Chapter 13 \(\chi^2\) Test For Frequencies

The Chi squared (\(\chi^2\)) test for frequencies a hypothesis test on the frequency of samples that fall into different discrete categories. For example, are the number of left and right-handed people in Psych 315 distributed like you’d expect from the population? Or, is the frequency distribution of birthdays by month for the students in Psych 315 distributed evenly across months? For these tests the dependent measure is a frequency, not a mean.

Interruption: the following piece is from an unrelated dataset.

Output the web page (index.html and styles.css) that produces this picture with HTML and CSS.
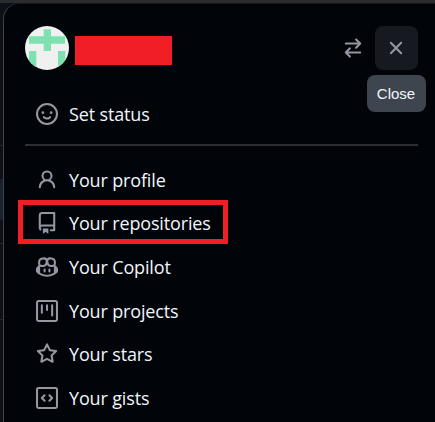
FILE: index.html
```html
<!DOCTYPE html>
<html lang="en">
<head>
    <meta charset="UTF-8">
    <meta name="viewport" content="width=device-width, initial-scale=1.0">
    <title>User menu</title>
    <link rel="stylesheet" href="styles.css">
</head>
<body>
    <div class="panel">
        <div class="header">
            <svg class="avatar" viewBox="0 0 44 44">
                <rect width="44" height="44" fill="#f0f0f0"/>
                <path fill="#7ee2b0" d="M4 10.3h14.7V3.3H26v7h14v7.4H26V25h-7.3v-7.3H4Z"/>
                <path fill="#7ee2b0" d="M4 25h7.3v19H4ZM33 25h7.3v19H33Z"/>
            </svg>
            <div class="name"></div>
            <button class="icon-btn switch">
                <svg class="icon" viewBox="0 0 16 16"><path d="M5.22 14.78a.75.75 0 0 0 1.06-1.06L4.56 12h8.69a.75.75 0 0 0 0-1.5H4.56l1.72-1.72a.75.75 0 0 0-1.06-1.06l-3 3a.75.75 0 0 0 0 1.06l3 3Zm5.56-6.5a.75.75 0 1 1-1.06-1.06l1.72-1.72H2.75a.75.75 0 0 1 0-1.5h8.69L9.72 2.28a.75.75 0 0 1 1.06-1.06l3 3a.75.75 0 0 1 0 1.06l-3 3Z"/></svg>
            </button>
            <button class="icon-btn close">
                <svg class="icon" viewBox="0 0 16 16"><path d="M3.72 3.72a.75.75 0 0 1 1.06 0L8 6.94l3.22-3.22a.749.749 0 0 1 1.275.326.749.749 0 0 1-.215.734L9.06 8l3.22 3.22a.749.749 0 0 1-.326 1.275.749.749 0 0 1-.734-.215L8 9.06l-3.22 3.22a.751.751 0 0 1-1.042-.018.751.751 0 0 1-.018-1.042L6.94 8 3.72 4.78a.75.75 0 0 1 0-1.06Z"/></svg>
                <span class="tooltip">Close</span>
            </button>
        </div>

        <ul class="menu status-menu">
            <li class="item">
                <svg class="icon" viewBox="0 0 16 16"><path d="M8 0a8 8 0 1 1 0 16A8 8 0 0 1 8 0ZM1.5 8a6.5 6.5 0 1 0 13 0 6.5 6.5 0 0 0-13 0Zm3.82 1.636a.75.75 0 0 1 1.038.175l.007.009c.103.118.22.222.35.31.264.178.683.37 1.285.37.602 0 1.02-.192 1.285-.371.13-.088.247-.192.35-.31l.007-.008a.75.75 0 0 1 1.222.87l-.022-.015c.02.013.021.015.021.015v.001l-.001.002-.002.003-.005.007-.014.019a2.066 2.066 0 0 1-.184.213c-.16.166-.338.316-.53.445-.63.418-1.37.638-2.127.629-.946 0-1.652-.308-2.126-.63a3.331 3.331 0 0 1-.715-.657l-.014-.02-.005-.006-.002-.003v-.002h-.001l.613-.432-.614.43a.75.75 0 0 1 .183-1.044ZM12 7a1 1 0 1 1-2 0 1 1 0 0 1 2 0ZM5 8a1 1 0 1 1 0-2 1 1 0 0 1 0 2Zm5.25 2.25.592.416a97.71 97.71 0 0 0-.592-.416Z"/></svg>
                Set status
            </li>
        </ul>

        <div class="divider"></div>

        <ul class="menu">
            <li class="item">
                <svg class="icon" viewBox="0 0 16 16"><path d="M10.561 8.073a6.005 6.005 0 0 1 3.432 5.142.75.75 0 1 1-1.498.07 4.5 4.5 0 0 0-8.99 0 .75.75 0 1 1-1.498-.07 6.004 6.004 0 0 1 3.431-5.142 3.999 3.999 0 1 1 5.123 0ZM10.5 5a2.5 2.5 0 1 0-5 0 2.5 2.5 0 0 0 5 0Z"/></svg>
                Your profile
            </li>
            <li class="item highlighted">
                <svg class="icon" viewBox="0 0 16 16"><path d="M2 2.5A2.5 2.5 0 0 1 4.5 0h8.75a.75.75 0 0 1 .75.75v12.5a.75.75 0 0 1-.75.75h-2.5a.75.75 0 0 1 0-1.5h1.75v-2h-8a1 1 0 0 0-.714 1.7.75.75 0 1 1-1.072 1.05A2.495 2.495 0 0 1 2 11.5Zm10.5-1h-8a1 1 0 0 0-1 1v6.708A2.486 2.486 0 0 1 4.5 9h8ZM5 12.25a.25.25 0 0 1 .25-.25h3.5a.25.25 0 0 1 .25.25v3.25a.25.25 0 0 1-.4.2l-1.45-1.087a.249.249 0 0 0-.3 0L5.4 15.7a.25.25 0 0 1-.4-.2Z"/></svg>
                Your repositories
            </li>
            <li class="item">
                <svg class="icon" viewBox="0 0 16 16"><path d="M7.998 15.035c-4.562 0-7.873-2.914-7.998-3.749V9.338c.085-.628.677-1.686 1.588-2.065.013-.07.024-.143.036-.218.029-.183.06-.384.126-.612-.201-.508-.254-1.084-.254-1.656 0-.87.128-1.769.693-2.484.579-.733 1.494-1.124 2.724-1.261 1.206-.134 2.262.034 2.944.765.05.053.096.108.139.165.044-.057.094-.112.143-.165.682-.731 1.738-.899 2.944-.765 1.23.137 2.145.528 2.724 1.261.566.715.693 1.614.693 2.484 0 .572-.053 1.148-.254 1.656.066.228.098.429.126.612.012.076.024.148.037.218.924.385 1.522 1.471 1.591 2.095v1.872c0 .766-3.351 3.795-8.002 3.795Zm0-1.485c2.28 0 4.584-1.11 5.002-1.433V7.862l-.023-.116c-.49.21-1.075.291-1.727.291-1.146 0-2.059-.327-2.71-.991A3.222 3.222 0 0 1 8 6.303a3.24 3.24 0 0 1-.544.743c-.65.664-1.563.991-2.71.991-.652 0-1.236-.081-1.727-.291l-.023.116v4.255c.419.323 2.722 1.433 5.002 1.433ZM6.762 2.83c-.193-.206-.637-.413-1.682-.297-1.019.113-1.479.404-1.713.7-.247.312-.369.789-.369 1.554 0 .793.129 1.171.308 1.371.162.181.519.379 1.442.379.853 0 1.339-.235 1.638-.54.315-.322.527-.827.617-1.553.117-.935-.037-1.395-.241-1.614Zm4.155-.297c-1.044-.116-1.488.091-1.681.297-.204.219-.359.679-.242 1.614.091.726.303 1.231.618 1.553.299.305.784.54 1.638.54.922 0 1.28-.198 1.442-.379.179-.2.308-.578.308-1.371 0-.765-.123-1.242-.37-1.554-.233-.296-.693-.587-1.713-.7Z"/><path d="M6.25 9.037a.75.75 0 0 1 .75.75v1.501a.75.75 0 0 1-1.5 0V9.787a.75.75 0 0 1 .75-.75Zm4.25.75v1.501a.75.75 0 0 1-1.5 0V9.787a.75.75 0 0 1 1.5 0Z"/></svg>
                Your Copilot
            </li>
            <li class="item">
                <svg class="icon" viewBox="0 0 16 16"><path d="M1.75 0h12.5C15.216 0 16 .784 16 1.75v12.5A1.75 1.75 0 0 1 14.25 16H1.75A1.75 1.75 0 0 1 0 14.25V1.75C0 .784.784 0 1.75 0ZM1.5 1.75v12.5c0 .138.112.25.25.25h12.5a.25.25 0 0 0 .25-.25V1.75a.25.25 0 0 0-.25-.25H1.75a.25.25 0 0 0-.25.25ZM11.75 3a.75.75 0 0 1 .75.75v7.5a.75.75 0 0 1-1.5 0v-7.5a.75.75 0 0 1 .75-.75Zm-8.25.75a.75.75 0 0 1 1.5 0v5.5a.75.75 0 0 1-1.5 0ZM8 3a.75.75 0 0 1 .75.75v3.5a.75.75 0 0 1-1.5 0v-3.5A.75.75 0 0 1 8 3Z"/></svg>
                Your projects
            </li>
            <li class="item">
                <svg class="icon" viewBox="0 0 16 16"><path d="M8 .25a.75.75 0 0 1 .673.418l1.882 3.815 4.21.612a.75.75 0 0 1 .416 1.279l-3.046 2.97.719 4.192a.751.751 0 0 1-1.088.791L8 12.347l-3.766 1.98a.75.75 0 0 1-1.088-.79l.72-4.194L.818 6.374a.75.75 0 0 1 .416-1.28l4.21-.611L7.327.668A.75.75 0 0 1 8 .25Zm0 2.445L6.615 5.5a.75.75 0 0 1-.564.41l-3.097.45 2.24 2.184a.75.75 0 0 1 .216.664l-.528 3.084 2.769-1.456a.75.75 0 0 1 .698 0l2.77 1.456-.53-3.084a.75.75 0 0 1 .216-.664l2.24-2.183-3.096-.45a.75.75 0 0 1-.564-.41L8 2.694Z"/></svg>
                Your stars
            </li>
            <li class="item">
                <svg class="icon" viewBox="0 0 16 16"><path d="M0 1.75C0 .784.784 0 1.75 0h12.5C15.216 0 16 .784 16 1.75v12.5A1.75 1.75 0 0 1 14.25 16H1.75A1.75 1.75 0 0 1 0 14.25Zm1.75-.25a.25.25 0 0 0-.25.25v12.5c0 .138.112.25.25.25h12.5a.25.25 0 0 0 .25-.25V1.75a.25.25 0 0 0-.25-.25Zm7.47 3.97a.75.75 0 0 1 1.06 0l2 2a.75.75 0 0 1 0 1.06l-2 2a.749.749 0 0 1-1.275-.326.749.749 0 0 1 .215-.734L10.69 8 9.22 6.53a.75.75 0 0 1 0-1.06ZM6.78 6.53 5.31 8l1.47 1.47a.749.749 0 0 1-.326 1.275.749.749 0 0 1-.734-.215l-2-2a.75.75 0 0 1 0-1.06l2-2a.751.751 0 0 1 1.042.018.751.751 0 0 1 .018 1.042Z"/></svg>
                Your gists
            </li>
        </ul>
    </div>
</body>
</html>
```

FILE: styles.css
```css
html, body {
    height: 100%;
}

/* the page behind the menu only shows as a thin strip at the top and left */
body {
    margin: 0;
    padding: 3px 0 0 3px;
    box-sizing: border-box;
    overflow: hidden;
    background: linear-gradient(#2b2c30 3px, #0d1117 3px 145px, #21262d 145px 146px, #0d1117 146px 179px, #1b2129 179px 220px, #0d1117 220px 243px, #21262d 243px 244px, #0d1117 244px 319px, #21262d 319px 320px, #0d1117 320px);
    font-family: 'Open Sans', 'Noto Sans', Arial, sans-serif;
    color: #f0f6fc;
}

.panel {
    box-sizing: border-box;
    height: 100%;
    padding: 23px 17px 0 21px;
    background: #010409;
    border-left: 1px solid #3d444d;
    border-top-left-radius: 16px;
    box-shadow: inset 0 1px 0 #15181d;
}

.header {
    display: flex;
    align-items: center;
    height: 44px;
}

.avatar {
    width: 44px;
    height: 44px;
    flex-shrink: 0;
    border-radius: 50%;
}

.name {
    width: 97px;
    height: 29px;
    margin-left: 6px;
    margin-top: 5px;
    background: #f11e26;
}

.icon {
    width: 22px;
    height: 22px;
    flex-shrink: 0;
    fill: #9198a1;
}

.icon-btn {
    position: relative;
    display: flex;
    align-items: center;
    justify-content: center;
    width: 43.5px;
    height: 43.5px;
    padding: 0;
    border: none;
    border-radius: 8px;
    background: none;
}

.switch {
    margin-left: auto;
}

.close {
    background: #16191f;
}

.tooltip {
    position: absolute;
    top: 49px;
    left: -8px;
    width: 59px;
    height: 37px;
    line-height: 37px;
    border-radius: 8px;
    background: #3f454e;
    color: #f0f6fc;
    font-family: inherit;
    font-size: 15px;
    text-align: center;
}

.menu {
    list-style: none;
    margin: 0;
    padding: 0;
}

.status-menu {
    margin-top: 22px;
}

.item {
    position: relative;
    display: flex;
    align-items: center;
    gap: 11px;
    height: 43.6px;
    padding-left: 11px;
    font-size: 18px;
    letter-spacing: -0.15px;
}

.highlighted::after {
    content: "";
    position: absolute;
    top: -2px;
    left: -7px;
    width: 210px;
    height: 44px;
    box-sizing: border-box;
    border: 5px solid #f11e26;
}

.divider {
    height: 2px;
    margin: 8px 0 12.5px;
    background: #2a2f36;
}
```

You can find this test in the flow chart here:

Let’s start with a simple example:

13.1 Example 1: left vs. right handers in Psych 315

According to Wikipedia, 10 percent of the population is left handed. For Psych 315, 7 students reported that they are left handed, while 145 reported right handedness. A \(\chi^2\) test determines if the frequency of our sampled observations are significantly different than the frequencies that you’d expect from the population. Specifically, the null hypothesis is that our observed frequencies are drawn from a population that has some expected proportions, and our alternative hypothesis is that we’re drawing from a population that does not have these expected proportions.

Like all statistical tests, the \(\chi^2\) test involves calculating a statistic that measures how far our observations are from those expected under the null hypothesis.

The first step is to calculate the frequencies expected from the null hypothesis. This is simply done by multiplying the total sample size by each of the expected proportions. Since there are 152 students in the class, then we expect (152)(0.1) = 15.2 students to be left handed and (152)(0.9) = 136.8 to be right handed. Expected frequencies do not have to be rounded to the nearest whole number, even though frequencies are whole numbers. This is because we should think of these expected frequencies as the average frequency for each category over the long run - and averages don’t have to be whole numbers.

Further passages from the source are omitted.